Se c’è una caratteristica fondante del Movimento 5 Stelle, dal tempo dei tempi, è proprio l’indistinzione, l’incolorabilità degli stendardi, la presunta neutralità dei concetti dentro una sorta di languido pragmatismo che è stato opposto all’utopismo della sinistra, in particolare quella radicale, comunista, di alternativa o anche solo socialdemocratica.

Ma, la storia e la vita ci insegnano: mai dire mai. Perché le geometrie variabili sono un’arte in cui si destreggiano con grande successo  e pochi risultati i teorici del tatticismo a buon mercato, quelli che intendono guardare proprio all’oggi proiettando le rispettive forze politiche in un vuoto pneumatico di banalità e di retorica che permette di sembrare utili idioti un po’ per tutte le stagioni.

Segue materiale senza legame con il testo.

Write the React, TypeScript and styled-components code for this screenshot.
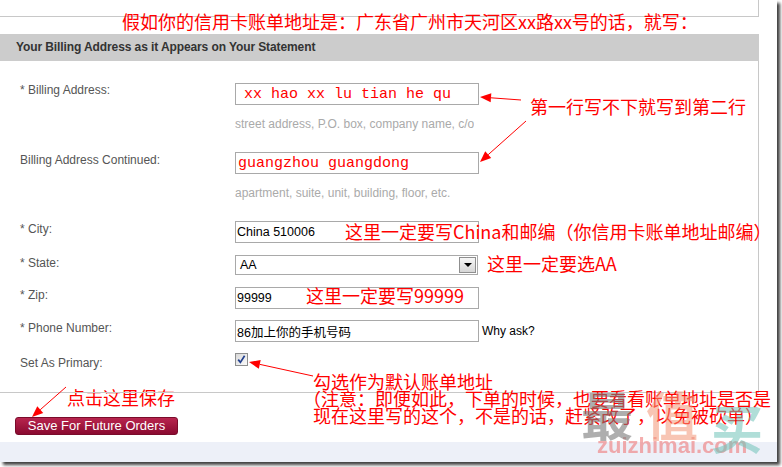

La sinistra di alternativa, che sta cercando di mettere a progetto l’Unione Popolare presentata da poco, deve fare i conti prima di tutto con la storia che vuole costruire, con un lavoro di lungo corso che deve mettere in pratica disponendosi all’edificazione di una propria consapevolezza fattuale unitamente ad una critica sociale ispirata da una identità ben precisa. Non ci possono essere alternative vere al draghismo ed alle sue multiformi escrescenze tanto a sinistra, quanto al centro, come a destra, se non in una proposta politico-organizzativa nettamente anticapitalista e antiliberista.

Se fossimo pronti ad abbracciare, per puro spirito di convenienza elettoralistica e calcolo di microbico tatticismo opportunistico, una alleanza con i Cinquestelle ribelli di Conte (e magari di un Di Battista rientrato nei ranghi), non faremmo che mettere fine, prima ancora di avervi dato vita, al progetto dell’Unione Popolare che ha, giustamente, la pretesca di ispirarsi al modello francese di ricostruzione della sinistra di opposizione per farla divenire una opzione concreta dell’alternativa anche di governo.

Qualunque scelta Draghi faccia, non possiamo che esserne critici senza se e senza ma. Qualunque strada prendano i Cinquestelle e Conte, non possiamo che esserne critici ed equidistanti. Solo così potremo offrire alla popolazione un principio di alternativa alle tante declinazioni del liberismo: da quello fintamente sociale del PD a quello nazionalista e conservatore di Fratelli d’Italia.